Lines that contain the string "source" are to be copied; leave out all others.

+ + + +

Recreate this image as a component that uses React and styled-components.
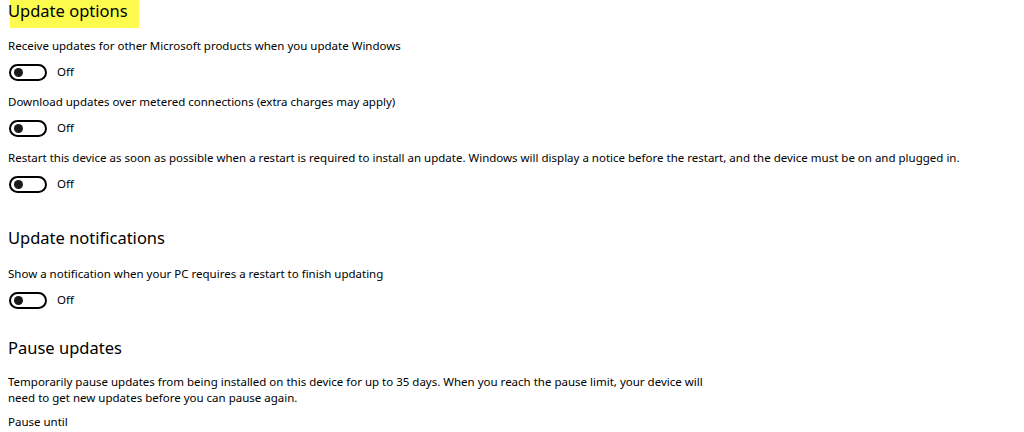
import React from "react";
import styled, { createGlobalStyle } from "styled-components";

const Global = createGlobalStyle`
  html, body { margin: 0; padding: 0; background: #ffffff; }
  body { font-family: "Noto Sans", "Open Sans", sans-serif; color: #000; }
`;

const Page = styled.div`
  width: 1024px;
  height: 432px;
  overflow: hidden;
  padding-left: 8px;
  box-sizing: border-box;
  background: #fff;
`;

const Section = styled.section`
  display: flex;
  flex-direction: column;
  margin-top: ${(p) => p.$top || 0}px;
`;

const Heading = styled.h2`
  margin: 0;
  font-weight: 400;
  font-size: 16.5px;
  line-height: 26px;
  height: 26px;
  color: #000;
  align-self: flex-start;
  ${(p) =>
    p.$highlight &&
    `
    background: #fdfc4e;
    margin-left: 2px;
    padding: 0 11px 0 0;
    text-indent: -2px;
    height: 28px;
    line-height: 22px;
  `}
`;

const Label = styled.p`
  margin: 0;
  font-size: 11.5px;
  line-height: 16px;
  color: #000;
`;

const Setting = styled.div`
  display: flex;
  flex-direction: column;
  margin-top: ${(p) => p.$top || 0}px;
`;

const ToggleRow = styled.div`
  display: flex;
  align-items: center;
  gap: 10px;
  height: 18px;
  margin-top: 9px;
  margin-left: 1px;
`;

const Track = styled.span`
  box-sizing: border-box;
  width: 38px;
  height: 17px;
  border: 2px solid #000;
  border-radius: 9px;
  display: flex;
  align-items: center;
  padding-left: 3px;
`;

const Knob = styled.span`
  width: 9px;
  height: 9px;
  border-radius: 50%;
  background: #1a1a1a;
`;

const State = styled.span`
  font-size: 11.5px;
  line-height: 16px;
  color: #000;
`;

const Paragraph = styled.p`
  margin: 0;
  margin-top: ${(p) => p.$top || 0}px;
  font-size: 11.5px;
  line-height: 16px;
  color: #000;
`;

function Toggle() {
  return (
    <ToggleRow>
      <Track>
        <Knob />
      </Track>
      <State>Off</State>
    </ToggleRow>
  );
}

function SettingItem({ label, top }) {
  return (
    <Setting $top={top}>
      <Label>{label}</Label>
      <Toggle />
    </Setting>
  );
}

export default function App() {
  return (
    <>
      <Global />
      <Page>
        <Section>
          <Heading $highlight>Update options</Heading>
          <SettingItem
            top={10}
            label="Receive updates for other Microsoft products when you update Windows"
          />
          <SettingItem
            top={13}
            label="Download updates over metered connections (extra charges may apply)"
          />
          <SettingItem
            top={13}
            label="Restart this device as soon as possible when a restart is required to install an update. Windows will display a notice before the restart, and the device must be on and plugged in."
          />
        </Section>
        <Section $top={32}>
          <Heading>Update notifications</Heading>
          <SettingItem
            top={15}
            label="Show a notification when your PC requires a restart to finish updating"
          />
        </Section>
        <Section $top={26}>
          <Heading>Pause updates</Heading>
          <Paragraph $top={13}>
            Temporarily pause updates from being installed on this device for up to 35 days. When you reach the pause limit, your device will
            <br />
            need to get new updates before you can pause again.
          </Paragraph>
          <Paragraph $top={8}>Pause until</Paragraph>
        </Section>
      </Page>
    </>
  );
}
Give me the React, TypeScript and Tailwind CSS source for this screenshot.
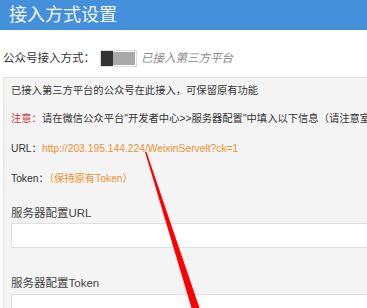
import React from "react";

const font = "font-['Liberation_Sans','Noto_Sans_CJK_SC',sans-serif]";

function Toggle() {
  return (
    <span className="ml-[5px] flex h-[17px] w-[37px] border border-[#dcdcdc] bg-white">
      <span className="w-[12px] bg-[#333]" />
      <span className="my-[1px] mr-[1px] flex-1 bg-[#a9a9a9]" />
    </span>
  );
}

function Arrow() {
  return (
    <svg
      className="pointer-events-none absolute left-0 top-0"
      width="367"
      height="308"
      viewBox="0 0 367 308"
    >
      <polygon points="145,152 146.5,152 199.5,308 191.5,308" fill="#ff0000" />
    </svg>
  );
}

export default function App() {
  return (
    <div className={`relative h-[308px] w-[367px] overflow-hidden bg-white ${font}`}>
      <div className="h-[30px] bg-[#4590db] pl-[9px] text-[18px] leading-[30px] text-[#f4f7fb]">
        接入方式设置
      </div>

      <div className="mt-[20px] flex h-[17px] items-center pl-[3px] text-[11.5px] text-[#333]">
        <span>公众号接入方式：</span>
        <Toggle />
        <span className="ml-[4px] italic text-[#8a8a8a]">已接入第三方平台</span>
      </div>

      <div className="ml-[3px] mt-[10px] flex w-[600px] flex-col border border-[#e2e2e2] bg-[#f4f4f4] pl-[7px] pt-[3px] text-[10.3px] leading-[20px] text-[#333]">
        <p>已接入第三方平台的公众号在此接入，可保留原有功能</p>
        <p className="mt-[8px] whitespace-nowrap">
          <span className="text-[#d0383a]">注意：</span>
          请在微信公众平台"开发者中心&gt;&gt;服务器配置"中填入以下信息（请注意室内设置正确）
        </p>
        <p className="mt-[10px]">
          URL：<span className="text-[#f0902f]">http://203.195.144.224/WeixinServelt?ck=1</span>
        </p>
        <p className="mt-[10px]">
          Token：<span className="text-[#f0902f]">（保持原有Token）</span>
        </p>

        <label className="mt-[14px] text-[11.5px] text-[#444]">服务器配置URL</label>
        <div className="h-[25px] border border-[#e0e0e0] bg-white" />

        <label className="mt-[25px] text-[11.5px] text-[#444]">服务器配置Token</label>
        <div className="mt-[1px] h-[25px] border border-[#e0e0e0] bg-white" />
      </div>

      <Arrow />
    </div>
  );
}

+ + + +

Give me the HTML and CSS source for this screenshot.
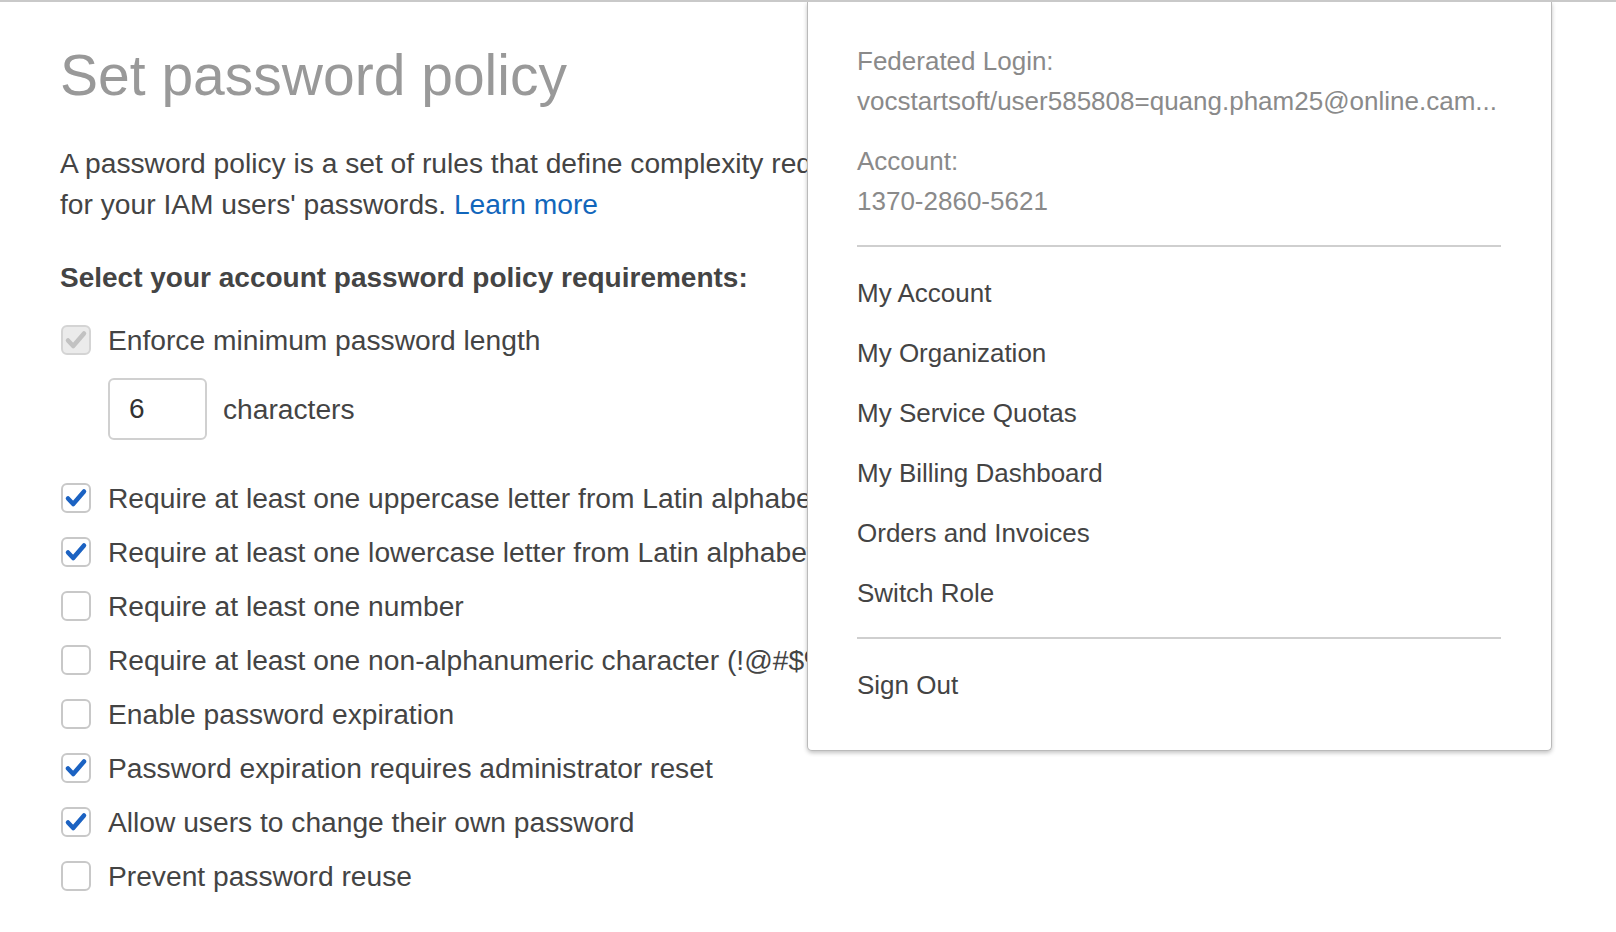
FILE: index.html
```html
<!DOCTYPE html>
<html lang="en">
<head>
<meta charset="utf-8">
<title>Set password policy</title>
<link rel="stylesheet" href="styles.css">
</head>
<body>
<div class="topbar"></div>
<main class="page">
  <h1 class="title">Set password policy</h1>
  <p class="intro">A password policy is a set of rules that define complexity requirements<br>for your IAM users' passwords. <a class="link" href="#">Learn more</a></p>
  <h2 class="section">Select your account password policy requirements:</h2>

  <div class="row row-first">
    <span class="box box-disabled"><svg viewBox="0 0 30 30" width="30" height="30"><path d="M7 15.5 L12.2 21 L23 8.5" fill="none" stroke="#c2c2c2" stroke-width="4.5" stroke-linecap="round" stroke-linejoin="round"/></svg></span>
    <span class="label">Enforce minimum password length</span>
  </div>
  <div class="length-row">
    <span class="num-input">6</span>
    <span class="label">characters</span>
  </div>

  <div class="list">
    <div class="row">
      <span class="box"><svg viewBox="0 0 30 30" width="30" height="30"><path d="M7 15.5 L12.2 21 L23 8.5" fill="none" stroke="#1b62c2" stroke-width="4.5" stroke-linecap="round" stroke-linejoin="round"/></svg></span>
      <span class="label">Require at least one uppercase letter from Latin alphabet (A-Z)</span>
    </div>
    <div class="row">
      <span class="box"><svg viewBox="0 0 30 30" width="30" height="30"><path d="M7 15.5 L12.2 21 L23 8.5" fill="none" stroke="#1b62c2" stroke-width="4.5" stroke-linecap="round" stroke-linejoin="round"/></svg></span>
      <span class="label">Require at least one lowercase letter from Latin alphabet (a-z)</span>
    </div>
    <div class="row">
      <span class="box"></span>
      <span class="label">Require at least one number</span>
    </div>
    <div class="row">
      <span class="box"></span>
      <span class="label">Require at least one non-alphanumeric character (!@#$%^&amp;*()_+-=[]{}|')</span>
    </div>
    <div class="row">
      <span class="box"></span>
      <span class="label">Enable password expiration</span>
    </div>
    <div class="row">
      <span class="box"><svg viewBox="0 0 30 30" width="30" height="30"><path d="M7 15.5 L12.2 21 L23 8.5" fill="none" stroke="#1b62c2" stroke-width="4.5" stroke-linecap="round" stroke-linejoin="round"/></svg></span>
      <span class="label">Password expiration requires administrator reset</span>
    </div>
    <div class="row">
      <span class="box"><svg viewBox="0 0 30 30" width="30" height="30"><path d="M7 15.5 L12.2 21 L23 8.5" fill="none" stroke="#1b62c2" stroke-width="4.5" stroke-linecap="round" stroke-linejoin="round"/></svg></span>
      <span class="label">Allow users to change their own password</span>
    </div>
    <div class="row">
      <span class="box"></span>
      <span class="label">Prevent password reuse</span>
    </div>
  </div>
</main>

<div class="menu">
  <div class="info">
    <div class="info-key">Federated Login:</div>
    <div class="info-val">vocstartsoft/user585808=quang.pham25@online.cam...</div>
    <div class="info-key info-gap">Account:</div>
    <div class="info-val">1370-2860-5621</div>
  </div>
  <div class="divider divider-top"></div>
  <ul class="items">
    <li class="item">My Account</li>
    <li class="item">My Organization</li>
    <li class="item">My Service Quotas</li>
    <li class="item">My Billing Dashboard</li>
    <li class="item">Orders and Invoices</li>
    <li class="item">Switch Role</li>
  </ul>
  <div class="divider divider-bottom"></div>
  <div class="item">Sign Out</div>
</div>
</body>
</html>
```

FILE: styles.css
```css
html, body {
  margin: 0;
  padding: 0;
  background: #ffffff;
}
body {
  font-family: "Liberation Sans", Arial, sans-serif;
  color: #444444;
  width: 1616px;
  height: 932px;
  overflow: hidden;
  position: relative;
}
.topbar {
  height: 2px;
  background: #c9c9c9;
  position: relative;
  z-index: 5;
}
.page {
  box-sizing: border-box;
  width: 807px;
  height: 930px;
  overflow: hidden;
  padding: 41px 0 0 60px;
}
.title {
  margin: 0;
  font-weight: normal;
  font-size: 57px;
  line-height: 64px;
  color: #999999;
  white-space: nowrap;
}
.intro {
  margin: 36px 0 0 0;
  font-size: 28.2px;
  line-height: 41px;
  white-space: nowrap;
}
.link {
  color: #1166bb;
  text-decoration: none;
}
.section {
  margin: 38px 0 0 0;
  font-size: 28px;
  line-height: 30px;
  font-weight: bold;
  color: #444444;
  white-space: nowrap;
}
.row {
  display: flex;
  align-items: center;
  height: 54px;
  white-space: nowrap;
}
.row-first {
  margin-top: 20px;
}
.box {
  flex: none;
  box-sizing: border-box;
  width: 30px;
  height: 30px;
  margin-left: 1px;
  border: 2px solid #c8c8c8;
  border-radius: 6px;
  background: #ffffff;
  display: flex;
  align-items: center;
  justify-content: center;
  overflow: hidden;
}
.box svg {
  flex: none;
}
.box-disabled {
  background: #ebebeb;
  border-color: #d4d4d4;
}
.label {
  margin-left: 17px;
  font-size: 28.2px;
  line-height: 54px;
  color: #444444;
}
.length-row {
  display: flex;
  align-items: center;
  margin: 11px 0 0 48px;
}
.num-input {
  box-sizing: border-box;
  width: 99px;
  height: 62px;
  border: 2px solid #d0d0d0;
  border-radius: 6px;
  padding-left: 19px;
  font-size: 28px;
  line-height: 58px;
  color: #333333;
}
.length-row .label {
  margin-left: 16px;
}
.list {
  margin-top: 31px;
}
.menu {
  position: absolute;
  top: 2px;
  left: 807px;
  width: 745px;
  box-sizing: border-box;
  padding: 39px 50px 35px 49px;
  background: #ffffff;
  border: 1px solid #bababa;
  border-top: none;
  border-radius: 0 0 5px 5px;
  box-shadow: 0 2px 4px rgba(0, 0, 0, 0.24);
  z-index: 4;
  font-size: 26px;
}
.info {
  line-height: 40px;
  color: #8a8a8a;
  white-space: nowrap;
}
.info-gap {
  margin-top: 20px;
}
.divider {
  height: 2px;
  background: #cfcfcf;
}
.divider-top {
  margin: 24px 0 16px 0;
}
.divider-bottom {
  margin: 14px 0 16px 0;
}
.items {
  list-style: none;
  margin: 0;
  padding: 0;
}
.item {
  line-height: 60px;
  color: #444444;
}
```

+ + + +

• **TASK RESPONSE**
Give me the React, TypeScript and Tailwind CSS source for this screenshot.
Give me the HTML and CSS source for this screenshot.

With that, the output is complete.